Part 2 · Belief 6 — The Doctrine of Humanity
Creation
What we believe
God has revealed in Scripture the authentic and historical account of His creative activity. He created the universe, and in a recent six-day creation the Lord made "the heavens and the earth, the sea, and all that is in them" and rested on the seventh day. Thus He established the Sabbath as a perpetual memorial of the work He performed and completed during six literal days that together with the Sabbath constituted the same unit of time that we call a week today. The first man and woman were made in the image of God as the crowning work of Creation, given dominion over the world, and charged with responsibility to care for it. When the world was finished it was "very good," declaring the glory of God.
Draft lesson — pending pastoral review. This guided lesson is being prepared and has not yet been approved. Study it prayerfully alongside the Scriptures, and check back as it is finalized.

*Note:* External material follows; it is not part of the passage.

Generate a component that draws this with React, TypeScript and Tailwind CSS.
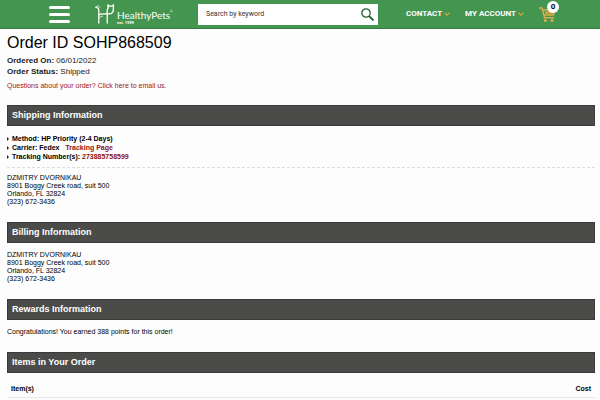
import { useState } from "react";

const ADDRESS = ["DZMITRY DVORNIKAU", "8901 Boggy Creek road, suit 500", "Orlando, FL 32824", "(323) 672-3436"];

function SectionTitle({ children }: { children: string }) {
  return (
    <h2 className="flex h-[21px] items-center border border-[#3a3a3a] bg-[#4b4c4a] px-1 text-[9px] leading-none font-bold text-white">
      {children}
    </h2>
  );
}

function Address() {
  return (
    <address className="not-italic">
      {ADDRESS.map((line) => (
        <p key={line}>{line}</p>
      ))}
    </address>
  );
}

function Chevron() {
  return (
    <svg className="h-1 w-1.5" viewBox="0 0 6 4" fill="none" stroke="#d9a63f" strokeWidth="1.3" aria-hidden="true">
      <path d="M.5.6 3 3.1 5.5.6" />
    </svg>
  );
}

function Logo() {
  return (
    <a href="#" className="ml-[25px] flex w-[77px] items-center text-white" aria-label="HealthyPets">
      <svg className="h-5 w-5 flex-none" viewBox="0 0 20 20" fill="none" stroke="currentColor" strokeWidth="1.3" strokeLinecap="round" strokeLinejoin="round">
        {/* dog forms the h, cat forms the p */}
        <path d="M.8 3.2 2.2 3.6C3.4 4 3.8 5 3.8 6.2V19" />
        <path d="M.8 3.2 2.6 1.8c.8-.2 1.6.4 1.9 1.4" strokeWidth=".8" />
        <path d="M3.8 10.9c1.4-1.2 4.6-.9 8.4-1.1" />
        <path d="M3.8 14.2c1.4-1.4 2.6-1.6 3.8-2" strokeWidth=".8" />
        <path d="M12.2 19V6.6c0-1.2.4-2 1-2.8" />
        <path d="M13.2 3.8 12.8.9l1.9 1.3h1.9L18.6.9l-.3 3.2c.2 1.8 0 3-.7 4.2-.9 1.4-2.8 1.9-5.4 1.5" />
      </svg>
      <span className="ml-0.5 flex flex-col gap-px pt-1.5">
        <span className="flex font-['Lato','Open_Sans',sans-serif] text-[10px] leading-[10px]">
          HealthyPets<sup className="top-0 text-[3px] leading-[4px]">®</sup>
        </span>
        <span className="text-[4px] leading-[4px] font-bold">est. 1999</span>
      </span>
    </a>
  );
}

function Header() {
  const [keyword, setKeyword] = useState("");

  return (
    <header className="flex h-[29px] items-center border-b border-[#347c43] bg-[#43954f] pr-[39px] pl-[49px] font-['Roboto',sans-serif]">
      <button type="button" aria-label="Menu" className="flex w-[21px] flex-none flex-col gap-1">
        <span className="h-[3px] rounded-sm bg-white" />
        <span className="h-[3px] rounded-sm bg-white" />
        <span className="h-[3px] rounded-sm bg-white" />
      </button>
      <Logo />
      <form className="ml-[26px] flex h-[21px] flex-1 items-center bg-white pr-1 pl-2" onSubmit={(e) => e.preventDefault()}>
        <input
          type="text"
          aria-label="Search by keyword"
          placeholder="Search by keyword"
          value={keyword}
          onChange={(e) => setKeyword(e.target.value)}
          className="min-w-0 flex-1 text-[7px] leading-none text-[#333] outline-none placeholder:text-[#333]"
        />
        <button type="submit" aria-label="Search">
          <svg className="h-[13px] w-[13px]" viewBox="0 0 13 13" fill="none" stroke="#245f2a" aria-hidden="true">
            <circle cx="5" cy="5" r="4.2" strokeWidth="1.3" />
            <path d="m8 8 4.5 4.5" strokeWidth="1.8" />
          </svg>
        </button>
      </form>
      <nav className="ml-7 flex items-center gap-[15px] text-[8px] leading-none font-bold text-white">
        <button type="button" className="flex items-center gap-0.5">
          CONTACT <Chevron />
        </button>
        <button type="button" className="flex items-center gap-0.5">
          MY ACCOUNT <Chevron />
        </button>
        <a href="#" aria-label="Cart" className="relative block w-[22px]">
          <svg className="h-[15px] w-[17px]" viewBox="0 0 17 15" fill="none" stroke="#d9b04c" strokeWidth="1.5" aria-hidden="true">
            <path d="M0 1h3l2.6 9.8h9.6" />
            <path d="M3.6 3.1h12.2l-1.3 5H5" />
            <path d="M6 5.6h8.5" stroke="#e8a03c" strokeWidth="2.2" />
            <circle cx="6.3" cy="13.4" r="1.5" fill="#d9b04c" stroke="none" />
            <circle cx="13" cy="13.4" r="1.5" fill="#d9b04c" stroke="none" />
          </svg>
          <span className="absolute -top-1.5 right-0.5 flex h-3 w-3 items-center justify-center rounded-full bg-white text-[8px] font-bold text-black">
            0
          </span>
        </a>
      </nav>
    </header>
  );
}

export default function App() {
  return (
    <div className="min-h-screen bg-[#fdfdfd] font-['Liberation_Sans',Arial,sans-serif] text-[7px] leading-[8px] text-black">
      <Header />
      <main className="pt-1 pr-[5px] pl-[7px]">
        <h1 className="text-[16px] leading-[20px]">Order ID SOHP868509</h1>
        <div className="mt-0.5 text-[8px] leading-[11px] text-[#222]">
          <p>
            <strong>Ordered On:</strong> 06/01/2022
          </p>
          <p>
            <strong>Order Status:</strong> Shipped
          </p>
        </div>
        <a href="#" className="mt-1 block w-fit leading-[10px] text-[#a31515]">
          Questions about your order? Click here to email us.
        </a>

        <section className="mt-[14px]">
          <SectionTitle>Shipping Information</SectionTitle>
          <ul className="border-b border-dashed border-[#ddd] pt-2 pb-1.5 leading-[9px] font-bold">
            {[
              <>Method: HP Priority (2-4 Days)</>,
              <>
                Carrier: Fedex <a href="#" className="ml-1 text-[#8f1414]">Tracking Page</a>
              </>,
              <>
                Tracking Number(s): <a href="#" className="text-[#8f1414]">273885758599</a>
              </>,
            ].map((item, i) => (
              <li key={i} className="flex items-center gap-[3px]">
                <svg className="h-1 w-0.5" viewBox="0 0 2 4" fill="#222" aria-hidden="true">
                  <path d="M0 0 2 2 0 4Z" />
                </svg>
                <span>{item}</span>
              </li>
            ))}
          </ul>
          <div className="pt-1.5">
            <Address />
          </div>
        </section>

        <section className="mt-4">
          <SectionTitle>Billing Information</SectionTitle>
          <div className="pt-2">
            <Address />
          </div>
        </section>

        <section className="mt-4">
          <SectionTitle>Rewards Information</SectionTitle>
          <p className="pt-2">Congratulations! You earned 388 points for this order!</p>
        </section>

        <section className="mt-4">
          <SectionTitle>Items in Your Order</SectionTitle>
          <table className="mt-2 w-full border-b border-[#e8e8e8]">
            <thead>
              <tr>
                <th scope="col" className="px-1 pt-1 pb-1 text-left">Item(s)</th>
                <th scope="col" className="px-1 pt-1 pb-1 text-right">Cost</th>
              </tr>
            </thead>
          </table>
        </section>
      </main>
    </div>
  );
}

How the world began is not a small question — it tells you who you are. If everything is the product of blind accident, then you are an accident too, here for no reason and answerable to no one. But the Bible opens with four words that change the whole story: "In the beginning, God" (Genesis 1:1). You are not the product of chance. You are the work of a Maker who spoke light into being and then, last of all, made you on purpose. Creation is the first love letter — and it is signed by your Father.
God spoke, and it was
Genesis tells it simply: God said, "Let there be light," and there was light (Genesis 1:3). "By the word of the Lord the heavens were made... For he spoke, and it came to be" (Psalm 33:6, 9). The universe is not eternal and self-made; it was called into existence by a personal God. "By faith we understand that the universe was created by the word of God" (Hebrews 11:3). The same voice that made the worlds is the voice now calling your name.
Made in His image
Of everything God made, only one creature was formed "in the image of God" — the human being (Genesis 1:27). You bear the family likeness of your Maker. That is why every person has worth that no failure can erase and no one can take away. And it was not solitary work: "male and female he created them," and over the finished world God looked and called it "very good" (Genesis 1:31). You were never meant to feel like a mistake. The Designer's own verdict over your existence is: very good.
A rest built into the world
When the work was done, "God rested on the seventh day" — not because He was tired, but to give us a gift (Genesis 2:2, 3). He blessed that day and set it apart. Long before there were temples or rules, before sin had even entered the world, there was a Maker who wanted a regular, unhurried day to be with the ones He had made. Creation does not end with a thing; it ends with a relationship. The world was built to lead us back to its Author.
Search the Scriptures
Gen. 1-2; 5; 11; Exod. 20:8-11; Ps. 19:1-6; 33:6, 9; 104; Isa. 45:12, 18; Acts 17:24; Col. 1:16; Heb. 1:2; 11:3; Rev. 10:6; 14:7.
Reflect
This week, step outside and look up — at a sunrise, a tree, the stars, your own hands. Let yourself say out loud, "You made this. You made me." The heavens "declare the glory of God" (Psalm 19:1), and they are speaking to you. Ask the Maker to help you see yourself the way He does: not an accident, but His handiwork — wanted, made on purpose, and called very good.